The Department of Homeland Security has created the National Cyber Security Division (NCSD) under the Department's Information Analysis and Infrastructure Protection Directorate. The NCSD will conduct cyberspace analysis, issuing alerts and warnings, improving information sharing, and aiding in national-level recovery efforts. The new division is a step in implementing the President's National Strategy to Secure Cyberspace and the Homeland Security Act of 2002.

"Cyber security cuts across all aspects of critical infrastructure protection," said Homeland Security Secretary Tom Ridge. "This new division," he says "will be focused on the vitally important task of protecting the nation's cyber assets so that we may best protect the nation's critical infrastructure assets."

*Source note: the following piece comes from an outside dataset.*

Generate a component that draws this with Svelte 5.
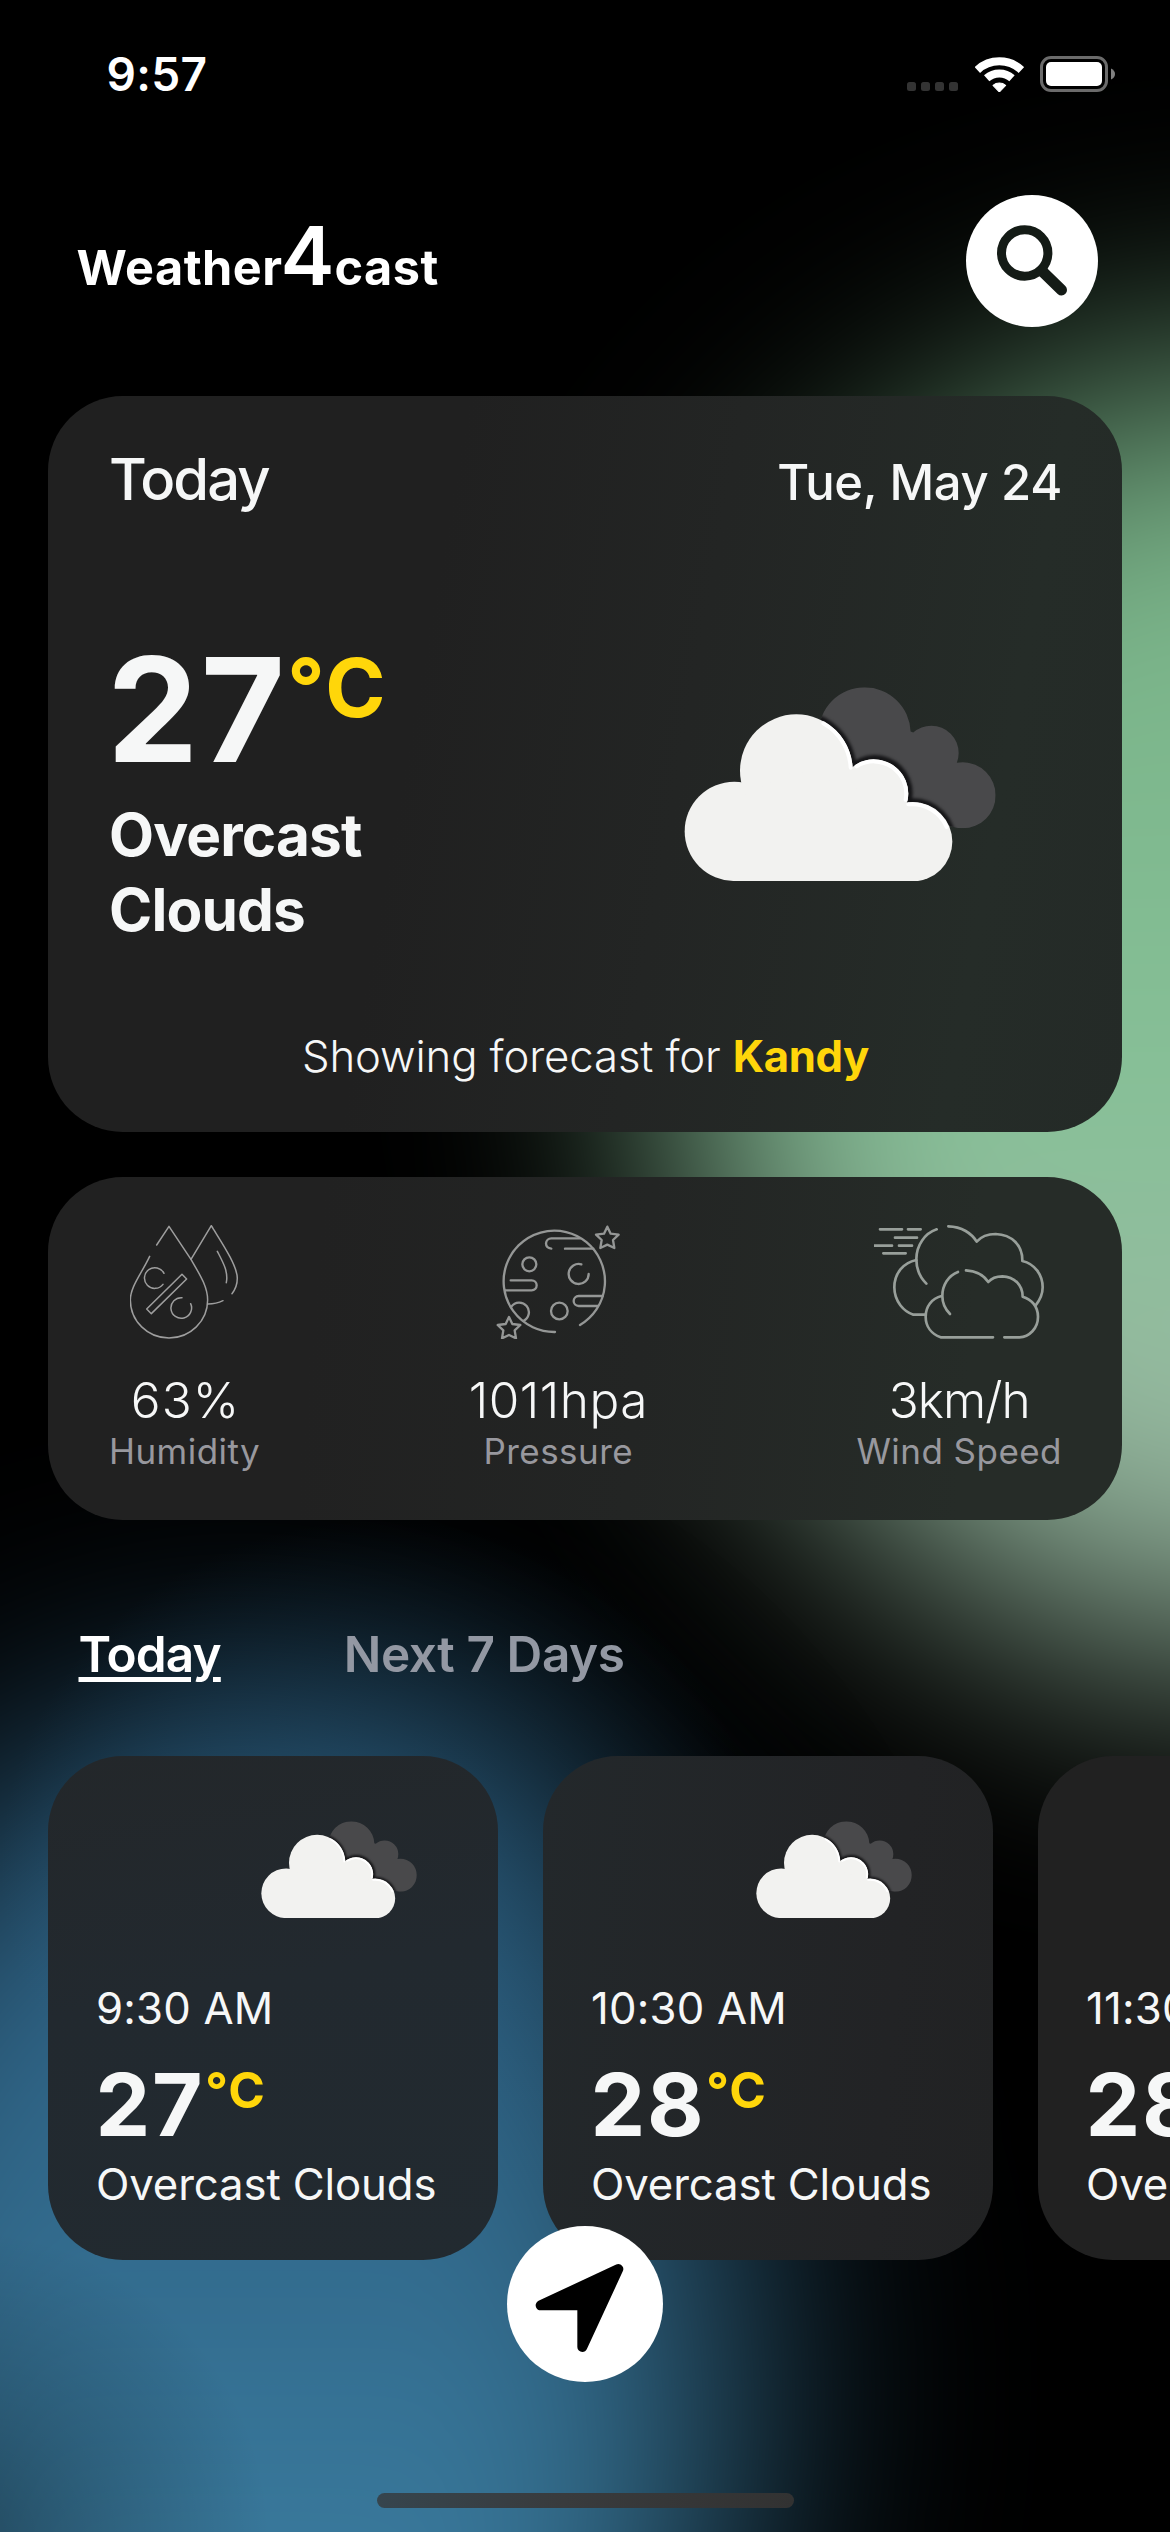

With 60 employees, the Division is organized around three units designed to:

  • Identify risks and help reduce the vulnerabilities to government's cyber assets and coordinate with the private sector to identify and help protect America's critical cyber assets;
  • Oversee a consolidated Cyber Security Tracking, Analysis, & Response Center (CSTARC), which will detect and respond to Internet events;
  • Track potential threats and vulnerabilities to cyberspace; and coordinate cyber security and incident response with federal, state, local, private sector and international partners; and
  • Create, in coordination with other appropriate agencies, cyber security awareness and education programs and partnerships with consumers, businesses, governments, academia, and international communities.